-- begin GIVEN DATA --

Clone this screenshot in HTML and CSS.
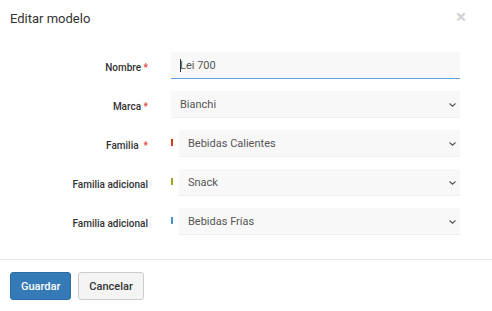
FILE: index.html
```html
<!DOCTYPE html>
<html lang="es">
<head>
    <meta charset="utf-8">
    <title>Editar modelo</title>
    <link rel="stylesheet" href="styles.css">
</head>
<body>
    <div class="modal">
        <div class="modal-header">
            <h4 class="modal-title">Editar modelo</h4>
            <span class="close">&times;</span>
        </div>
        <div class="modal-body">
            <div class="form-row">
                <label class="form-label">Nombre <span class="req">*</span></label>
                <div class="field field-input">
                    <span class="caret"></span>
                    <input type="text" class="text-input" value="Lei 700">
                </div>
            </div>
            <div class="form-row">
                <label class="form-label">Marca <span class="req">*</span></label>
                <div class="field field-select">
                    <span class="select-text">Bianchi</span>
                    <svg class="chevron" width="7" height="4" viewBox="0 0 7 4"><path d="M0.5 0.5 L3.5 3.2 L6.5 0.5" fill="none" stroke="#555" stroke-width="1.1"/></svg>
                </div>
            </div>
            <div class="form-row">
                <label class="form-label">Familia &nbsp;<span class="req">*</span></label>
                <div class="family">
                    <span class="swatch swatch-red"></span>
                    <div class="field field-select">
                        <span class="select-text">Bebidas Calientes</span>
                        <svg class="chevron" width="7" height="4" viewBox="0 0 7 4"><path d="M0.5 0.5 L3.5 3.2 L6.5 0.5" fill="none" stroke="#555" stroke-width="1.1"/></svg>
                    </div>
                </div>
            </div>
            <div class="form-row">
                <label class="form-label">Familia adicional</label>
                <div class="family">
                    <span class="swatch swatch-olive"></span>
                    <div class="field field-select">
                        <span class="select-text">Snack</span>
                        <svg class="chevron" width="7" height="4" viewBox="0 0 7 4"><path d="M0.5 0.5 L3.5 3.2 L6.5 0.5" fill="none" stroke="#555" stroke-width="1.1"/></svg>
                    </div>
                </div>
            </div>
            <div class="form-row">
                <label class="form-label">Familia adicional</label>
                <div class="family">
                    <span class="swatch swatch-blue"></span>
                    <div class="field field-select">
                        <span class="select-text">Bebidas Frías</span>
                        <svg class="chevron" width="7" height="4" viewBox="0 0 7 4"><path d="M0.5 0.5 L3.5 3.2 L6.5 0.5" fill="none" stroke="#555" stroke-width="1.1"/></svg>
                    </div>
                </div>
            </div>
        </div>
        <div class="modal-footer">
            <button class="btn btn-primary">Guardar</button>
            <button class="btn btn-default">Cancelar</button>
        </div>
    </div>
</body>
</html>
```

FILE: styles.css
```css
body {
    margin: 0;
    font-family: Roboto, "Liberation Sans", sans-serif;
    color: #333;
    background: #fff;
}
.modal {
    width: 492px;
}
.modal-header {
    display: flex;
    justify-content: space-between;
    align-items: center;
    height: 37px;
    padding: 0 26px 0 10px;
}
.modal-title {
    margin: 0;
    font-size: 13px;
    font-weight: 400;
    color: #333;
}
.close {
    font-size: 19px;
    font-weight: 700;
    color: #d4d4d4;
    line-height: 1;
    margin-top: -4px;
}
.modal-body {
    display: flex;
    flex-direction: column;
    gap: 12px;
    padding: 15px 32px 24px 10px;
}
.form-row {
    display: grid;
    grid-template-columns: 138px 1fr;
    column-gap: 23px;
    align-items: center;
}
.form-label {
    text-align: right;
    font-size: 10px;
    font-weight: 500;
    color: #333;
    padding-top: 4px;
}
.req {
    color: #e0403a;
}
.field {
    position: relative;
    display: flex;
    align-items: center;
    height: 26px;
    background: #f8f8f8;
    border-bottom: 1px solid #efefef;
    font-size: 11px;
    color: #555;
}
.field-input {
    border-bottom: 1px solid #62a0de;
}
.text-input {
    width: 100%;
    height: 26px;
    border: 0;
    padding: 0 0 0 9px;
    background: transparent;
    font-family: Roboto, "Liberation Sans", sans-serif;
    font-size: 11px;
    color: #555;
    outline: none;
}
.caret {
    position: absolute;
    left: 9px;
    top: 7px;
    width: 1px;
    height: 13px;
    background: #333;
}
.field-select {
    justify-content: space-between;
    padding: 0 4px 0 9px;
}
.select-text {
    padding-top: 1px;
}
.chevron {
    display: block;
    margin-top: 1px;
}
.family {
    display: flex;
    align-items: flex-start;
    gap: 6px;
}
.family .field {
    flex: 1;
}
.swatch {
    width: 2px;
    height: 7px;
    margin-top: 9px;
}
.swatch-red {
    background: #d63a1c;
}
.swatch-olive {
    background: #a3a51c;
}
.swatch-blue {
    background: #4c93d6;
}
.modal-footer {
    display: flex;
    gap: 7px;
    padding: 12px 10px;
    border-top: 1px solid #e5e5e5;
}
.btn {
    height: 28px;
    padding: 0 10px;
    border-radius: 3px;
    font-family: Roboto, "Liberation Sans", sans-serif;
    font-size: 11px;
    font-weight: 500;
    cursor: pointer;
}
.btn-primary {
    background: #337ab7;
    border: 1px solid #2e6da4;
    color: #fff;
}
.btn-default {
    background: #f4f4f4;
    border: 1px solid #ccc;
    color: #333;
}
```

-- end GIVEN DATA --

▸ **WRITTEN TASK**
Write out again every line above exactly as given; the pictures do not belong in the copy.

▸ **CORRECT OUTPUT**
Clone this screenshot in HTML and CSS.
FILE: index.html
```html
<!DOCTYPE html>
<html lang="es">
<head>
    <meta charset="utf-8">
    <title>Editar modelo</title>
    <link rel="stylesheet" href="styles.css">
</head>
<body>
    <div class="modal">
        <div class="modal-header">
            <h4 class="modal-title">Editar modelo</h4>
            <span class="close">&times;</span>
        </div>
        <div class="modal-body">
            <div class="form-row">
                <label class="form-label">Nombre <span class="req">*</span></label>
                <div class="field field-input">
                    <span class="caret"></span>
                    <input type="text" class="text-input" value="Lei 700">
                </div>
            </div>
            <div class="form-row">
                <label class="form-label">Marca <span class="req">*</span></label>
                <div class="field field-select">
                    <span class="select-text">Bianchi</span>
                    <svg class="chevron" width="7" height="4" viewBox="0 0 7 4"><path d="M0.5 0.5 L3.5 3.2 L6.5 0.5" fill="none" stroke="#555" stroke-width="1.1"/></svg>
                </div>
            </div>
            <div class="form-row">
                <label class="form-label">Familia &nbsp;<span class="req">*</span></label>
                <div class="family">
                    <span class="swatch swatch-red"></span>
                    <div class="field field-select">
                        <span class="select-text">Bebidas Calientes</span>
                        <svg class="chevron" width="7" height="4" viewBox="0 0 7 4"><path d="M0.5 0.5 L3.5 3.2 L6.5 0.5" fill="none" stroke="#555" stroke-width="1.1"/></svg>
                    </div>
                </div>
            </div>
            <div class="form-row">
                <label class="form-label">Familia adicional</label>
                <div class="family">
                    <span class="swatch swatch-olive"></span>
                    <div class="field field-select">
                        <span class="select-text">Snack</span>
                        <svg class="chevron" width="7" height="4" viewBox="0 0 7 4"><path d="M0.5 0.5 L3.5 3.2 L6.5 0.5" fill="none" stroke="#555" stroke-width="1.1"/></svg>
                    </div>
                </div>
            </div>
            <div class="form-row">
                <label class="form-label">Familia adicional</label>
                <div class="family">
                    <span class="swatch swatch-blue"></span>
                    <div class="field field-select">
                        <span class="select-text">Bebidas Frías</span>
                        <svg class="chevron" width="7" height="4" viewBox="0 0 7 4"><path d="M0.5 0.5 L3.5 3.2 L6.5 0.5" fill="none" stroke="#555" stroke-width="1.1"/></svg>
                    </div>
                </div>
            </div>
        </div>
        <div class="modal-footer">
            <button class="btn btn-primary">Guardar</button>
            <button class="btn btn-default">Cancelar</button>
        </div>
    </div>
</body>
</html>
```

FILE: styles.css
```css
body {
    margin: 0;
    font-family: Roboto, "Liberation Sans", sans-serif;
    color: #333;
    background: #fff;
}
.modal {
    width: 492px;
}
.modal-header {
    display: flex;
    justify-content: space-between;
    align-items: center;
    height: 37px;
    padding: 0 26px 0 10px;
}
.modal-title {
    margin: 0;
    font-size: 13px;
    font-weight: 400;
    color: #333;
}
.close {
    font-size: 19px;
    font-weight: 700;
    color: #d4d4d4;
    line-height: 1;
    margin-top: -4px;
}
.modal-body {
    display: flex;
    flex-direction: column;
    gap: 12px;
    padding: 15px 32px 24px 10px;
}
.form-row {
    display: grid;
    grid-template-columns: 138px 1fr;
    column-gap: 23px;
    align-items: center;
}
.form-label {
    text-align: right;
    font-size: 10px;
    font-weight: 500;
    color: #333;
    padding-top: 4px;
}
.req {
    color: #e0403a;
}
.field {
    position: relative;
    display: flex;
    align-items: center;
    height: 26px;
    background: #f8f8f8;
    border-bottom: 1px solid #efefef;
    font-size: 11px;
    color: #555;
}
.field-input {
    border-bottom: 1px solid #62a0de;
}
.text-input {
    width: 100%;
    height: 26px;
    border: 0;
    padding: 0 0 0 9px;
    background: transparent;
    font-family: Roboto, "Liberation Sans", sans-serif;
    font-size: 11px;
    color: #555;
    outline: none;
}
.caret {
    position: absolute;
    left: 9px;
    top: 7px;
    width: 1px;
    height: 13px;
    background: #333;
}
.field-select {
    justify-content: space-between;
    padding: 0 4px 0 9px;
}
.select-text {
    padding-top: 1px;
}
.chevron {
    display: block;
    margin-top: 1px;
}
.family {
    display: flex;
    align-items: flex-start;
    gap: 6px;
}
.family .field {
    flex: 1;
}
.swatch {
    width: 2px;
    height: 7px;
    margin-top: 9px;
}
.swatch-red {
    background: #d63a1c;
}
.swatch-olive {
    background: #a3a51c;
}
.swatch-blue {
    background: #4c93d6;
}
.modal-footer {
    display: flex;
    gap: 7px;
    padding: 12px 10px;
    border-top: 1px solid #e5e5e5;
}
.btn {
    height: 28px;
    padding: 0 10px;
    border-radius: 3px;
    font-family: Roboto, "Liberation Sans", sans-serif;
    font-size: 11px;
    font-weight: 500;
    cursor: pointer;
}
.btn-primary {
    background: #337ab7;
    border: 1px solid #2e6da4;
    color: #fff;
}
.btn-default {
    background: #f4f4f4;
    border: 1px solid #ccc;
    color: #333;
}
```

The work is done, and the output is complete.